The port hopes to handle an additional cargo of 5 million tonnes in 2015-16 if all goes well with transloading of cargo at Kanika Sands. There is more in store for Haldia. The Inland Waterways Authority of India (IWAI) also plans to set up India's first Inland Water Transport (IWT) hub at Haldia at a cost of nearly Rs 750 crore. Haldia is the start of National Waterway 1 that moves upstream up to Allahabad. The Government of India has stressed on making better use of the waterway for movement of goods and tourism.
"Haldia is the gateway through which cargo can move upstream. IWAI is in talks with the International Finance Corporation, a member of the World Bank, for finances. KoPT has offered 25 acres for the project that will mean a lot for the state and Haldia in particular," the official added.
HDC, which handled nearly 28 million tonnes in 2013-14, hopes to clear the 30 million tonne bar in 2014-15. In 2015-16, it plans to move 34-35 million tonnes. For this, it is floating tenders for barge and fly ash jetties and an outer terminal for dry bulk cargo. These will add to the total investment figure. These jetties will reduce congestion as ships won't need to enter the impounded docks.

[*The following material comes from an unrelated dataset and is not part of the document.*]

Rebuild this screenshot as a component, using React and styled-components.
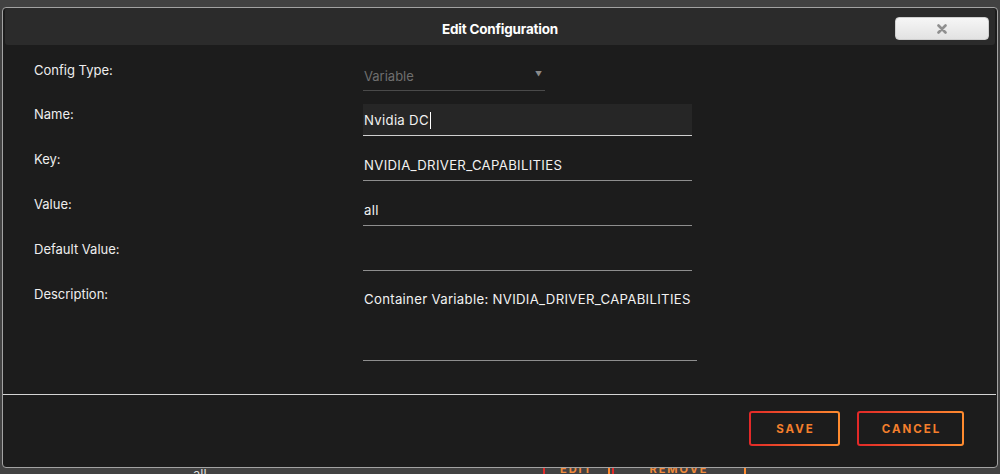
import styled, { createGlobalStyle } from 'styled-components';

const GlobalStyle = createGlobalStyle`
  html, body {
    margin: 0;
    height: 100%;
    background: #424242;
    overflow: hidden;
    font-family: Inter, 'Open Sans', 'Liberation Sans', sans-serif;
  }
`;

const Page = styled.div`
  position: relative;
  width: 1000px;
  height: 474px;
`;

const BackRow = styled.div`
  display: flex;
  align-items: flex-start;
  padding-top: 466px;
`;

const BackCell = styled.div`
  width: ${({ w }) => w}px;
  margin-left: ${({ ml }) => ml || 0}px;
  color: #ddd;
  font-size: 13px;
  line-height: 16px;
`;

const BackButton = styled.div`
  box-sizing: border-box;
  margin-top: -20px;
  width: ${({ w }) => w}px;
  margin-left: ${({ ml }) => ml || 0}px;
  height: 36px;
  padding-top: 14px;
  border: 2px solid transparent;
  background: linear-gradient(#424242, #424242) padding-box,
    linear-gradient(90deg, #e22828, #ff8c2f) border-box;
  color: #f08a3a;
  font-size: 11px;
  font-weight: 700;
  letter-spacing: 2px;
  text-align: center;
`;

const Dialog = styled.div`
  position: absolute;
  top: 7px;
  left: 2px;
  width: 996px;
  height: 461px;
  box-sizing: border-box;
  border: 1px solid #a3a3a3;
  border-radius: 4px;
  background: #1c1c1c;
  display: flex;
  flex-direction: column;
`;

const TitleBar = styled.div`
  display: grid;
  grid-template-columns: 1fr auto 1fr;
  align-items: center;
  height: 37px;
  margin: 0 2px;
  background: #2b2b2b;
  border-radius: 3px;
`;

const Title = styled.div`
  grid-column: 2;
  padding-top: 5px;
  color: #fff;
  font-size: 13.5px;
  font-weight: 700;
  letter-spacing: -0.2px;
`;

const CloseButton = styled.button`
  justify-self: end;
  margin: 4px 6px 0 0;
  width: 94px;
  height: 23px;
  border: 1px solid #cfcfcf;
  border-radius: 4px;
  background: linear-gradient(#f6f6f6, #e2e2e2);
  display: flex;
  align-items: center;
  justify-content: center;
  padding: 0;
`;

const Body = styled.div`
  flex: 1;
  padding: 15px 0 0 31px;
`;

const Row = styled.div`
  display: grid;
  grid-template-columns: 329px auto;
  margin-bottom: 13px;
`;

const Label = styled.div`
  color: #eee;
  font-size: 13px;
  line-height: 20px;
`;

const Select = styled.div`
  box-sizing: border-box;
  width: 182px;
  height: 31px;
  padding: 6px 3px 0 1px;
  border-bottom: 1px solid #4a4a4a;
  display: flex;
  justify-content: space-between;
  color: #6f6f6f;
  font-size: 13px;
  line-height: 20px;
`;

const Arrow = styled.span`
  font-size: 7px;
  color: #8a8a8a;
  line-height: 18px;
`;

const Field = styled.div`
  box-sizing: border-box;
  width: ${({ wide }) => (wide ? 334 : 329)}px;
  height: ${({ tall }) => (tall ? 77 : 32)}px;
  padding: ${({ tall }) => (tall ? '5px' : '6px')} 0 0 1px;
  background: ${({ focused }) => (focused ? '#262626' : 'transparent')};
  border-bottom: 1px solid ${({ focused }) => (focused ? '#cfcfcf' : '#8e8e8e')};
  color: #f2f2f2;
  font-size: 13.2px;
  letter-spacing: 0.3px;
  line-height: 20px;
  white-space: nowrap;
`;

const Caret = styled.span`
  display: inline-block;
  width: 1px;
  height: 17px;
  margin-left: 1px;
  vertical-align: -4px;
  background: #fff;
`;

const Divider = styled.div`
  height: 1px;
  margin: 0 1px 0 0;
  background: #d4d4d4;
`;

const Footer = styled.div`
  display: flex;
  justify-content: flex-end;
  gap: 17px;
  padding: 16px 33px 21px 0;
`;

const ActionButton = styled.button`
  box-sizing: border-box;
  width: ${({ w }) => w}px;
  height: 35px;
  border: 2px solid transparent;
  border-radius: 3px;
  background: linear-gradient(#1c1c1c, #1c1c1c) padding-box,
    linear-gradient(90deg, #e22828, #ff8c2f) border-box;
  color: #f47f2c;
  font-family: Inter, 'Open Sans', 'Liberation Sans', sans-serif;
  font-size: 11.5px;
  font-weight: 700;
  letter-spacing: 2px;
  padding: 0 0 0 2px;
`;

const rows = [
  { label: 'Key:', value: 'NVIDIA_DRIVER_CAPABILITIES' },
  { label: 'Value:', value: 'all' },
  { label: 'Default Value:', value: '' },
];

export default function App() {
  return (
    <Page>
      <GlobalStyle />
      <BackRow>
        <BackCell w={40} ml={193}>all</BackCell>
        <BackButton w={67} ml={310}>EDIT</BackButton>
        <BackButton w={134} ml={2}>REMOVE</BackButton>
      </BackRow>
      <Dialog>
        <TitleBar>
          <Title>Edit Configuration</Title>
          <CloseButton aria-label="close">
            <svg width="10" height="10" viewBox="0 0 10 10">
              <path d="M1.5 1.5 L8.5 8.5 M8.5 1.5 L1.5 8.5" stroke="#8f8f8f" strokeWidth="2.6" strokeLinecap="round" />
            </svg>
          </CloseButton>
        </TitleBar>
        <Body>
          <Row>
            <Label>Config Type:</Label>
            <Select>
              <span>Variable</span>
              <Arrow>▼</Arrow>
            </Select>
          </Row>
          <Row>
            <Label>Name:</Label>
            <Field focused>
              Nvidia DC<Caret />
            </Field>
          </Row>
          {rows.map((r) => (
            <Row key={r.label}>
              <Label>{r.label}</Label>
              <Field>{r.value}</Field>
            </Row>
          ))}
          <Row>
            <Label>Description:</Label>
            <Field tall wide>
              Container Variable: NVIDIA_DRIVER_CAPABILITIES
            </Field>
          </Row>
        </Body>
        <Divider />
        <Footer>
          <ActionButton w={91}>SAVE</ActionButton>
          <ActionButton w={107}>CANCEL</ActionButton>
        </Footer>
      </Dialog>
    </Page>
  );
}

"The fly-ash jetties should be in place by December and the outer terminal by 2016-17. We can then think of handling 36-37 million tonnes of cargo. There will also be investment for a Floating Storage Offshore (FSO) unit for which a feasibility report has also been proposed. This will effectively mean a storage tank for petroleum in the sea into which large crude carriers can pump in their cargo. Smaller daughter vessels can then carry them to Haldia. There is demand for nearly 5 million tonnes of petroleum oil and other liquids (POL) here. Of this, 3 million tonnes move through HDC. Once the FSO is in place, we will be able to handle the remaining 2 million tonnes as well," the official said.